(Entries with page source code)

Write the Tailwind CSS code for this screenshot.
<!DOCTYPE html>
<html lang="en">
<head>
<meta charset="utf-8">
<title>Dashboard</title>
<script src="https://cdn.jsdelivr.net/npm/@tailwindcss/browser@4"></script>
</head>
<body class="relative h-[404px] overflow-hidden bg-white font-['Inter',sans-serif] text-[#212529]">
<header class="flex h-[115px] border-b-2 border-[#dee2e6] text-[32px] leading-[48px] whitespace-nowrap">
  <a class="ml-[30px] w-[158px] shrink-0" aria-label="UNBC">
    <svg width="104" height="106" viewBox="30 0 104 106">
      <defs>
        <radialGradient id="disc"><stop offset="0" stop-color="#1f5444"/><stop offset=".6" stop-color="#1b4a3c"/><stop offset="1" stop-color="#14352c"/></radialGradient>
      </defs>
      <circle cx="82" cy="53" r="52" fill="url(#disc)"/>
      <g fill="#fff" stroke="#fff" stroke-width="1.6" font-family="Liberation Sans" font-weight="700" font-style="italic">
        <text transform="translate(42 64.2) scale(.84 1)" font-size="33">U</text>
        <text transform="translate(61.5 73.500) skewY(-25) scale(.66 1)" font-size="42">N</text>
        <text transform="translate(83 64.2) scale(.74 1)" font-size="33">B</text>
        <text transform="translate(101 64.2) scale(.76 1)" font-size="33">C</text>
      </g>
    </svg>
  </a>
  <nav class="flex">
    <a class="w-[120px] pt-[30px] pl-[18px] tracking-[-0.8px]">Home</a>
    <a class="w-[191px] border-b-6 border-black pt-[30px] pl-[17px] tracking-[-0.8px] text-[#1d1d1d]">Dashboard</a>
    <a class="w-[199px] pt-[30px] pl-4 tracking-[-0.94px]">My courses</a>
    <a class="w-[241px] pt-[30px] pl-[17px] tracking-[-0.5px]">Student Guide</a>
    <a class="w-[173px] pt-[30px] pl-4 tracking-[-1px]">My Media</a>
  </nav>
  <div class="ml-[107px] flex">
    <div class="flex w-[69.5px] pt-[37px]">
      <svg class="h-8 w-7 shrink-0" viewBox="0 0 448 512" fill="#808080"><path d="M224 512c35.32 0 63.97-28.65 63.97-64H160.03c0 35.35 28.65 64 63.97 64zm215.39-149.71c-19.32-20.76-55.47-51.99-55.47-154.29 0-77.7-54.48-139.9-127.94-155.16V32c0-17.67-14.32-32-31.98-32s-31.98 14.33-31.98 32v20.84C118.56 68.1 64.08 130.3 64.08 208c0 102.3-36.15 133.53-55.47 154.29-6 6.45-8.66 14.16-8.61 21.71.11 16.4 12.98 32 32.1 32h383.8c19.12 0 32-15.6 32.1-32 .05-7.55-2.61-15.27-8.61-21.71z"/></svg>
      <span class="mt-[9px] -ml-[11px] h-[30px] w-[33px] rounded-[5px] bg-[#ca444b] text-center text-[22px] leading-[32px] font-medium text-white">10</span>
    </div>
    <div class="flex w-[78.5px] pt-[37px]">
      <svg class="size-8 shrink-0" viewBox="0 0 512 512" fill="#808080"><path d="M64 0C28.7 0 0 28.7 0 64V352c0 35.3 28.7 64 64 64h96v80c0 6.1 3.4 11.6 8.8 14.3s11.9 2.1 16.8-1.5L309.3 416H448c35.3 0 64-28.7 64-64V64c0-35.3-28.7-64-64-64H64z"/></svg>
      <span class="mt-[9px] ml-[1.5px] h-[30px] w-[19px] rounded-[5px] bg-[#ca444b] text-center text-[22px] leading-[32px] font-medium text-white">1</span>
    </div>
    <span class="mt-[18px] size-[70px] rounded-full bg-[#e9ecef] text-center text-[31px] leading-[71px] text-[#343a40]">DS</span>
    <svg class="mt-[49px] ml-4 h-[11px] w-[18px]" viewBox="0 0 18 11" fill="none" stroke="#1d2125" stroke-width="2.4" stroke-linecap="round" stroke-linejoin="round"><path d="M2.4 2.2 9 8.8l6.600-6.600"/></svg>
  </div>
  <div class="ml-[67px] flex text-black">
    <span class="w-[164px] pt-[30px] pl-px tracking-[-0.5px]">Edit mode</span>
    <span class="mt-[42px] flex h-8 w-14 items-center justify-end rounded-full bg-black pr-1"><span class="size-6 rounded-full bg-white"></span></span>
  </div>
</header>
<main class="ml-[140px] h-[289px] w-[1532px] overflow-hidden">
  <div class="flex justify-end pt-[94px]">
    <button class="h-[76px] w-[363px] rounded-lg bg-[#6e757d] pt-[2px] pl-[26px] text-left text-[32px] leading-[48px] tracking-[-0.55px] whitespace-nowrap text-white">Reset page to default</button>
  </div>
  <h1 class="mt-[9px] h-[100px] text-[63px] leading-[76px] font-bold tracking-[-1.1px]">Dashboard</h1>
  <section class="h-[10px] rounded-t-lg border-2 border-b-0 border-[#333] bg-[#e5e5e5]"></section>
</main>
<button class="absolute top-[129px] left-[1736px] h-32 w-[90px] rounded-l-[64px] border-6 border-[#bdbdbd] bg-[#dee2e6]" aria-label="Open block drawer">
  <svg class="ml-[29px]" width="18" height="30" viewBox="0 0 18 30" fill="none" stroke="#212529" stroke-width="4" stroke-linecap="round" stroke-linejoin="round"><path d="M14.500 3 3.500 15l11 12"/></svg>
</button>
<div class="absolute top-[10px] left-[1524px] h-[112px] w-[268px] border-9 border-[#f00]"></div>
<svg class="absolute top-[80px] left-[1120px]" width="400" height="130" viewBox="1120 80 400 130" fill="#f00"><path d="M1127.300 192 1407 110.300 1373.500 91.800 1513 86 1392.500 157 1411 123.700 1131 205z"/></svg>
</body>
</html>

...

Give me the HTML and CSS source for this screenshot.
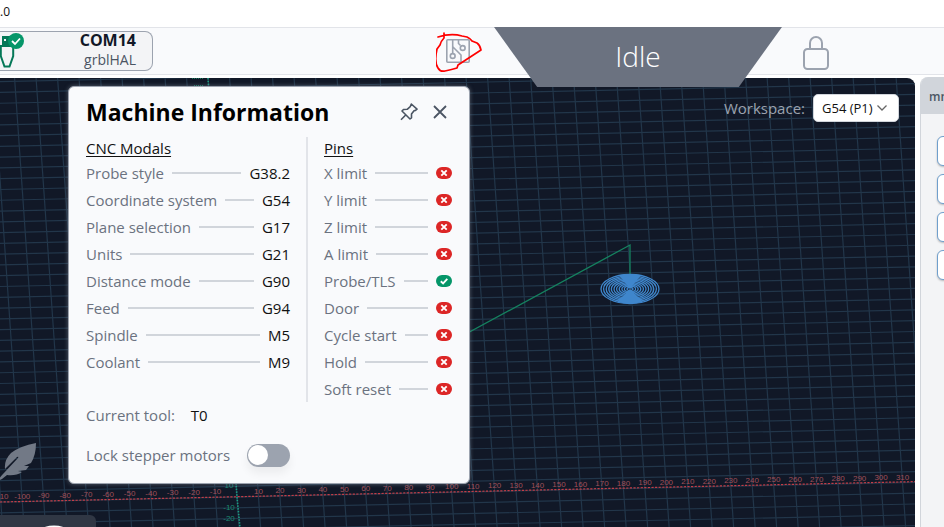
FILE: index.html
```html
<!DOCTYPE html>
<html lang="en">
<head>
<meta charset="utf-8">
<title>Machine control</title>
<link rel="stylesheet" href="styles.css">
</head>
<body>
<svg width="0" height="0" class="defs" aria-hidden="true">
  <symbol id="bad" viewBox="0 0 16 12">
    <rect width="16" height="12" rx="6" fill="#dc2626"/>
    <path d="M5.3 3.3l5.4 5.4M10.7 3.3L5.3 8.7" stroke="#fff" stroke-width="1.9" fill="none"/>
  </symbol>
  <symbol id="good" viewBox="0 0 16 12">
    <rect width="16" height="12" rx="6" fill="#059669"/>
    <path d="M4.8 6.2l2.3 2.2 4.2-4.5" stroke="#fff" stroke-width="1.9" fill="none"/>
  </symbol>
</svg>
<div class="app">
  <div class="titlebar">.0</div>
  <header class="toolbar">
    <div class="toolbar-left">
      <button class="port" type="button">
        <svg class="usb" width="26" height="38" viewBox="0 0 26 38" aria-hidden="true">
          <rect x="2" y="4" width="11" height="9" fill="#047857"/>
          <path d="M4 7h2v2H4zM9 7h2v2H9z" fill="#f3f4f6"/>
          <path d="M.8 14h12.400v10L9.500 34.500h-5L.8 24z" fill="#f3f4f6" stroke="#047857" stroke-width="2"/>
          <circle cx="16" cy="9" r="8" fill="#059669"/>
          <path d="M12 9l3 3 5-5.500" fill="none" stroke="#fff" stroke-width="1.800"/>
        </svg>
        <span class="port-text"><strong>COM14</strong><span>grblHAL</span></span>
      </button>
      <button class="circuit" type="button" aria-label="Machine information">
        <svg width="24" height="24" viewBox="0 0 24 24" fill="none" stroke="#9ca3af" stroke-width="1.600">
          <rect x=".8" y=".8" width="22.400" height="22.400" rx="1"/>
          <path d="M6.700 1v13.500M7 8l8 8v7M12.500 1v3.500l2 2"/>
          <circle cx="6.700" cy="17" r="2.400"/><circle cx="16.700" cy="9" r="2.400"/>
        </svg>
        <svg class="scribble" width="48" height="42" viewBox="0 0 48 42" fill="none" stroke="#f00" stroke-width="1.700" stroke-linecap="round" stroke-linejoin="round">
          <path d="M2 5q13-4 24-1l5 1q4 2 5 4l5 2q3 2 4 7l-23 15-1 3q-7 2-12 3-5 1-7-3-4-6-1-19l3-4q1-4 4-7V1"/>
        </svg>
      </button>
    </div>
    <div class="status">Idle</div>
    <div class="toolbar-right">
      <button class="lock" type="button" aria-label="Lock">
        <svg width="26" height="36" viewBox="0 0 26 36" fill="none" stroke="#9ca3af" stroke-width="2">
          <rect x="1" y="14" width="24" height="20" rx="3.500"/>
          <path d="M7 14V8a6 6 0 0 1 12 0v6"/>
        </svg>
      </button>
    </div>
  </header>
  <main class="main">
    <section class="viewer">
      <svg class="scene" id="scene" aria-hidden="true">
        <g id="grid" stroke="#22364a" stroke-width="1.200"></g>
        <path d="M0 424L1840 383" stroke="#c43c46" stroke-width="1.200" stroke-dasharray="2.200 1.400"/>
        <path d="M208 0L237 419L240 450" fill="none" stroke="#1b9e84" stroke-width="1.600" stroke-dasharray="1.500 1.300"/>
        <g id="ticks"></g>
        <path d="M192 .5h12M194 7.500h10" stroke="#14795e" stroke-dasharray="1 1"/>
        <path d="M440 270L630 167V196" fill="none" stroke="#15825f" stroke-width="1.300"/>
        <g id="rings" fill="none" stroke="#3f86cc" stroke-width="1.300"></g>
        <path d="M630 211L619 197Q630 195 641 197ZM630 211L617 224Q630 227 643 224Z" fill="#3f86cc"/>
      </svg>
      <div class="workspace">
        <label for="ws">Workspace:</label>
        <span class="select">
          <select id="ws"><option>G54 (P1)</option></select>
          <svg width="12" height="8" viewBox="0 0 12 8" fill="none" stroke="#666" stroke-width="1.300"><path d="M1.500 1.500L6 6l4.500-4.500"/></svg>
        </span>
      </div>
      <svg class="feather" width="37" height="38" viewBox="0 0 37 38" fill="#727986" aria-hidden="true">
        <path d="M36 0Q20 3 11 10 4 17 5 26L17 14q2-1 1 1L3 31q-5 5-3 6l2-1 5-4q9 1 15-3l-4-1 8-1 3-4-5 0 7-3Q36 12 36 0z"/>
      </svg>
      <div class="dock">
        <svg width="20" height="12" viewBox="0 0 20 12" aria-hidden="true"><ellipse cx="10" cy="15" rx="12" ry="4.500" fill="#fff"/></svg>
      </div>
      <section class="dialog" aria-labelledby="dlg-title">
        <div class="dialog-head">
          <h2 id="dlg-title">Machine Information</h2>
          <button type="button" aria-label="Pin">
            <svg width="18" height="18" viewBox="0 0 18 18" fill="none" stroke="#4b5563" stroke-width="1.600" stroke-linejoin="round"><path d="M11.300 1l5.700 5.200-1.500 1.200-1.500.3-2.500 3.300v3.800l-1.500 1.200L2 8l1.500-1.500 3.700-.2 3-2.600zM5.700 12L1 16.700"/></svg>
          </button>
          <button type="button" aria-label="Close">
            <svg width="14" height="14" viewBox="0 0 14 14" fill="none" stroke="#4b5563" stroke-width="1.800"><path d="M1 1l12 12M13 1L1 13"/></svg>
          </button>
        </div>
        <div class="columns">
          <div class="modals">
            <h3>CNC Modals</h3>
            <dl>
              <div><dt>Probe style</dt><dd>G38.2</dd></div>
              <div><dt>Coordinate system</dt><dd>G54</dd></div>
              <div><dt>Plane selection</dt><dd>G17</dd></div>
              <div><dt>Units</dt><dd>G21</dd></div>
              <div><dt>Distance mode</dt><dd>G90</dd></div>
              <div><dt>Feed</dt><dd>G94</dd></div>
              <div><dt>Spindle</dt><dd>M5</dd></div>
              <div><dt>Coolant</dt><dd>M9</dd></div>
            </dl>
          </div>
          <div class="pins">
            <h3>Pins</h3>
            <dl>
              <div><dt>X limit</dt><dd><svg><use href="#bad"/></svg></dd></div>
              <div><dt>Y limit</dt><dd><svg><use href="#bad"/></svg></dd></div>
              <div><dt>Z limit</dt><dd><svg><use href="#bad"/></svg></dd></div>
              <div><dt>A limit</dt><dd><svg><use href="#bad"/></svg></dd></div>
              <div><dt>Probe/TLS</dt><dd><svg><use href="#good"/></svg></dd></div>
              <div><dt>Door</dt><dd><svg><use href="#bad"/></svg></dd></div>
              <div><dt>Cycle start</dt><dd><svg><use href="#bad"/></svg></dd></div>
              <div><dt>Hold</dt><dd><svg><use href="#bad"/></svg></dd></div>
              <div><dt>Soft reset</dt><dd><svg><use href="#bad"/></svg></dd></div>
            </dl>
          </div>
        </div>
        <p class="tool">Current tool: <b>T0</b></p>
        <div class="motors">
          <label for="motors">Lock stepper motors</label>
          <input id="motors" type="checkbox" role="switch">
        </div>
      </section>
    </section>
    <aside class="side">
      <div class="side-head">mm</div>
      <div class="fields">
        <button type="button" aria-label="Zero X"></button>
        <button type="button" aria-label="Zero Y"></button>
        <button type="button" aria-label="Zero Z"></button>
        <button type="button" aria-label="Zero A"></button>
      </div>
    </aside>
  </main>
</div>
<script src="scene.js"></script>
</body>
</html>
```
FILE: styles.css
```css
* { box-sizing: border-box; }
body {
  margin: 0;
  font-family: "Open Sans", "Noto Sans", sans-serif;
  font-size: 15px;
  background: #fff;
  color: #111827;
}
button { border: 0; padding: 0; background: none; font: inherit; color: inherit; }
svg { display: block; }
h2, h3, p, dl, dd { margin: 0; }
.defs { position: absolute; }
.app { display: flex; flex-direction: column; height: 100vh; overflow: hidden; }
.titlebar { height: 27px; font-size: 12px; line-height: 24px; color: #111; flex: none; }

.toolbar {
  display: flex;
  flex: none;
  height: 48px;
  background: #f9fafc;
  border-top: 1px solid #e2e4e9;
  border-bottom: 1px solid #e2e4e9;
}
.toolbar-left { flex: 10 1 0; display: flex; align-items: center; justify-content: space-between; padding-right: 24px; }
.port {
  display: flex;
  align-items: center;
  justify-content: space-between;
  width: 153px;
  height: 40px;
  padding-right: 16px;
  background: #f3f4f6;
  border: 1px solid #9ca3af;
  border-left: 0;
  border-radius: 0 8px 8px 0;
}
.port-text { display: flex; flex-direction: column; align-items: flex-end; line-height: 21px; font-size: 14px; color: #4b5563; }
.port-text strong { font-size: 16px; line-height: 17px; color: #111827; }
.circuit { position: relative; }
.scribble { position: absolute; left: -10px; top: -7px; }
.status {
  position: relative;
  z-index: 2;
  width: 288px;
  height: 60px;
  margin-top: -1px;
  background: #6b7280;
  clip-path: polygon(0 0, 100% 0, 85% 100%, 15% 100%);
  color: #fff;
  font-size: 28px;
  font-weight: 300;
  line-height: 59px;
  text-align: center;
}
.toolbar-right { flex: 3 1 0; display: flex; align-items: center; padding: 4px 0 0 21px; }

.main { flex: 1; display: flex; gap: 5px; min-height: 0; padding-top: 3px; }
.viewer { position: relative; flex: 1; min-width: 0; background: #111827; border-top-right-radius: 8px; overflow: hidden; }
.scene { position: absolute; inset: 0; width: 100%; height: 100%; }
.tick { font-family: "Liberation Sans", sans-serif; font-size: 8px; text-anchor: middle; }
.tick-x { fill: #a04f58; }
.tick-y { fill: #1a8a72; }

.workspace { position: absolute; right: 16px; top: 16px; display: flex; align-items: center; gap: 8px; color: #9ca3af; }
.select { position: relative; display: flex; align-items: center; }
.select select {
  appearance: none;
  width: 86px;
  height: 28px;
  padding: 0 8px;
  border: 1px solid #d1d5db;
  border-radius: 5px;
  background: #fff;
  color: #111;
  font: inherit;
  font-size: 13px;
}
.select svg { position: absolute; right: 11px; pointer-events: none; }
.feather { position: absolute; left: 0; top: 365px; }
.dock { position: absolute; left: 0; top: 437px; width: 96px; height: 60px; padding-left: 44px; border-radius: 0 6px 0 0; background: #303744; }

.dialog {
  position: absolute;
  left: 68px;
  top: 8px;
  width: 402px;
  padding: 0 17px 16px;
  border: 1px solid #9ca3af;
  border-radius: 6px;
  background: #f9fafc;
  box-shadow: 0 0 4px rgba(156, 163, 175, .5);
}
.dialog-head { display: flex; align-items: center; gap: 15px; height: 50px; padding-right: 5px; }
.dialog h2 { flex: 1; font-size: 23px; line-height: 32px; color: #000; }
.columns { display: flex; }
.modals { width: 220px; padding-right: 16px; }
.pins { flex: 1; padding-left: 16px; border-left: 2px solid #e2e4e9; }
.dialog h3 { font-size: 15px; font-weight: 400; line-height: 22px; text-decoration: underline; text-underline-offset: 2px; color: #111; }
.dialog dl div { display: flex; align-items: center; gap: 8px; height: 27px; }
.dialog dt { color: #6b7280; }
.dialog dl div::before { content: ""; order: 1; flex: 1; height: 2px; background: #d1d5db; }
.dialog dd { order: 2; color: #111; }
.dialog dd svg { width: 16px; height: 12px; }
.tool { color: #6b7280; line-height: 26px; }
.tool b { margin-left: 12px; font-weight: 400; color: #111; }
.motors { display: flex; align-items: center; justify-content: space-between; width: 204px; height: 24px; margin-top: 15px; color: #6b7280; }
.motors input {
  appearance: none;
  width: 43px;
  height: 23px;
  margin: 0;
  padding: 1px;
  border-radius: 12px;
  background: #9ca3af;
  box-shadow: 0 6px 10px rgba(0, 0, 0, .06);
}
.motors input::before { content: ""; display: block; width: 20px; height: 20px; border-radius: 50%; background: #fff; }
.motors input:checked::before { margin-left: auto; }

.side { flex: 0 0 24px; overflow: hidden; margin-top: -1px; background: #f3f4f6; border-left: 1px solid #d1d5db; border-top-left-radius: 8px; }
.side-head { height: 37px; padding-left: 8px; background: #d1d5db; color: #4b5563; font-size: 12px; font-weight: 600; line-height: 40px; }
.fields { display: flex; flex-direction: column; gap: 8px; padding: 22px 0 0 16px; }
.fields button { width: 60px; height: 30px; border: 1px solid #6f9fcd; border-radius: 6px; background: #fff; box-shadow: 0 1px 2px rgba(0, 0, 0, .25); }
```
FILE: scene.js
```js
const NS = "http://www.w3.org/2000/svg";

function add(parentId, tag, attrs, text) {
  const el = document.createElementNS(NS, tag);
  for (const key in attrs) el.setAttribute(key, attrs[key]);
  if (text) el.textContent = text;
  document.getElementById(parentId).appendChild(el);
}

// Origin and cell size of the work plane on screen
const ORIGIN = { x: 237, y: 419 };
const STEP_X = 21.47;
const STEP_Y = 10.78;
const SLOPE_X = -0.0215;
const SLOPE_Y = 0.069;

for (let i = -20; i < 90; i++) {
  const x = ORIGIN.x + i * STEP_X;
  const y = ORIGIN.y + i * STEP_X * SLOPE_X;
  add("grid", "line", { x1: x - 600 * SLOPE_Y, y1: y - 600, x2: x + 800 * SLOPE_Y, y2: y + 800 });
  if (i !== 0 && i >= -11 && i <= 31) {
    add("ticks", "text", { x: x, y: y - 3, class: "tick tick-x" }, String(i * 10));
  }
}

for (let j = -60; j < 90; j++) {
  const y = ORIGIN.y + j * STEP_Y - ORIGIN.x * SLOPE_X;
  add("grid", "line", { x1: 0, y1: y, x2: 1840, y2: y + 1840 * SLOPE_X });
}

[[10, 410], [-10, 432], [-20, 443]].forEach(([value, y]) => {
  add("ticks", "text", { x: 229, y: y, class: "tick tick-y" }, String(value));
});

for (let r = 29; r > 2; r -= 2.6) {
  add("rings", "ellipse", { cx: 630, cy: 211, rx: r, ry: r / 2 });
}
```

...

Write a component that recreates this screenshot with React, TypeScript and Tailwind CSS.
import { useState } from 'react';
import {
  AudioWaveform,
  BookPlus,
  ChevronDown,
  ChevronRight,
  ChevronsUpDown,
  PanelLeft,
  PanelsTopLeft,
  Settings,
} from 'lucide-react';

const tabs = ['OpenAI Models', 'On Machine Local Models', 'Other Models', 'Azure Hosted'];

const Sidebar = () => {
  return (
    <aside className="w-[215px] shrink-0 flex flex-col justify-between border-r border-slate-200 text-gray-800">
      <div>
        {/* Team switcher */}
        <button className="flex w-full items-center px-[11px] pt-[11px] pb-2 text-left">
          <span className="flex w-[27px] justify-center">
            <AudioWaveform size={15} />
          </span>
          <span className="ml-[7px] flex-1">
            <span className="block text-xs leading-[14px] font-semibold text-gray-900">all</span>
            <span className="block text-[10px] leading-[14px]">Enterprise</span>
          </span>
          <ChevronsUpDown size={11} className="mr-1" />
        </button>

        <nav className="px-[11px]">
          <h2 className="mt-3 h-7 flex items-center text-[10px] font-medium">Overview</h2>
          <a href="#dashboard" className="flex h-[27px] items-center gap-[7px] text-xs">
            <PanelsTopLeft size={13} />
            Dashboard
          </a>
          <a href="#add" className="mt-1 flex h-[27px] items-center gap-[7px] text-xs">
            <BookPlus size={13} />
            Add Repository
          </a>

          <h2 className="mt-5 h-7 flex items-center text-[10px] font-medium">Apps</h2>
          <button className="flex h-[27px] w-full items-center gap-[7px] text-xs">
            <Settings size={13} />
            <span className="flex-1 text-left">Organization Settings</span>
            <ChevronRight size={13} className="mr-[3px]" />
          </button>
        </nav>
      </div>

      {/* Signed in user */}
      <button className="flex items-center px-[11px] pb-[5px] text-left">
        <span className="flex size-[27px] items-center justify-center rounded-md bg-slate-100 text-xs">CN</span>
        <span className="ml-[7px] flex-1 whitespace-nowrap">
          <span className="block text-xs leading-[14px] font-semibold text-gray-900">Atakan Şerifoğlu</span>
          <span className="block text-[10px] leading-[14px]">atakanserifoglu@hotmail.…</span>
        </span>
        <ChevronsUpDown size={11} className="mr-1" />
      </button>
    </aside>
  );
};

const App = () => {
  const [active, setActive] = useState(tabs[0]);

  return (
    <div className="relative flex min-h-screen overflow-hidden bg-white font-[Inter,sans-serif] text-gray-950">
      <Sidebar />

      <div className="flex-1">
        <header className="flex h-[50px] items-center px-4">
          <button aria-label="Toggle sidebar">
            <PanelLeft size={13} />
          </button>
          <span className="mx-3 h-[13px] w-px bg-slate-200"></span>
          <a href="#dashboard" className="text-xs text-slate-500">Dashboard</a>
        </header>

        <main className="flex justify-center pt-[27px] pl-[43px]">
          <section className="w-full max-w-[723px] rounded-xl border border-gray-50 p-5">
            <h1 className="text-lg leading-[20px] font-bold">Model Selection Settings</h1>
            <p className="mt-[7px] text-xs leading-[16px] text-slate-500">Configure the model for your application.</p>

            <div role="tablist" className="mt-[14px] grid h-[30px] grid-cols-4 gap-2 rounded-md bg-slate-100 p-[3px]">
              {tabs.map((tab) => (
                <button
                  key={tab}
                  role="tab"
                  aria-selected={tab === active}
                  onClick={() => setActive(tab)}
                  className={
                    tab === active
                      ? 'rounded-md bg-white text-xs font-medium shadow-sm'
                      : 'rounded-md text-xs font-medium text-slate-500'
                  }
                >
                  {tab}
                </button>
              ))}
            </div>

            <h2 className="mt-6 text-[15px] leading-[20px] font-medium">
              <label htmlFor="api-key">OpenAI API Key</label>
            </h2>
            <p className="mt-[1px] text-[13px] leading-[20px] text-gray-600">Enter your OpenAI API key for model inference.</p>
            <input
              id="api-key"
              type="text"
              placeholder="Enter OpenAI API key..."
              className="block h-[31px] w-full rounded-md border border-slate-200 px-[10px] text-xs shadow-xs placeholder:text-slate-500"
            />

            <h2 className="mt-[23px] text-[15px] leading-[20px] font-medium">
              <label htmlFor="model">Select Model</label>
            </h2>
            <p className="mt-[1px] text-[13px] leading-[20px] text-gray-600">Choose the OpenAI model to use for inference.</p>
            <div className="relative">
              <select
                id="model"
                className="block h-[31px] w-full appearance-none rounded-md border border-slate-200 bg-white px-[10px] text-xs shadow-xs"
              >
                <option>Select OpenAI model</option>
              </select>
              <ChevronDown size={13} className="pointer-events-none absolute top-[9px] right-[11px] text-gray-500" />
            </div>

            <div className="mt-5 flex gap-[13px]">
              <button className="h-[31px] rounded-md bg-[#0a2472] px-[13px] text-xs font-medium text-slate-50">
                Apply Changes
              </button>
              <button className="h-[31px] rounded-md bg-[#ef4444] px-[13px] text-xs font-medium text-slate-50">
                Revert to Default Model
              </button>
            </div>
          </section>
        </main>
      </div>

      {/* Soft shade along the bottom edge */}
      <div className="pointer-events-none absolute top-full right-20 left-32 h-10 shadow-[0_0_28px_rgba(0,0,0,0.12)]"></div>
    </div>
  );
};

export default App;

● EXERCISE
Check each line above for the word "Write", and copy the lines where it appears.

● TASK RESPONSE
Write the Tailwind CSS code for this screenshot.
Write a component that recreates this screenshot with React, TypeScript and Tailwind CSS.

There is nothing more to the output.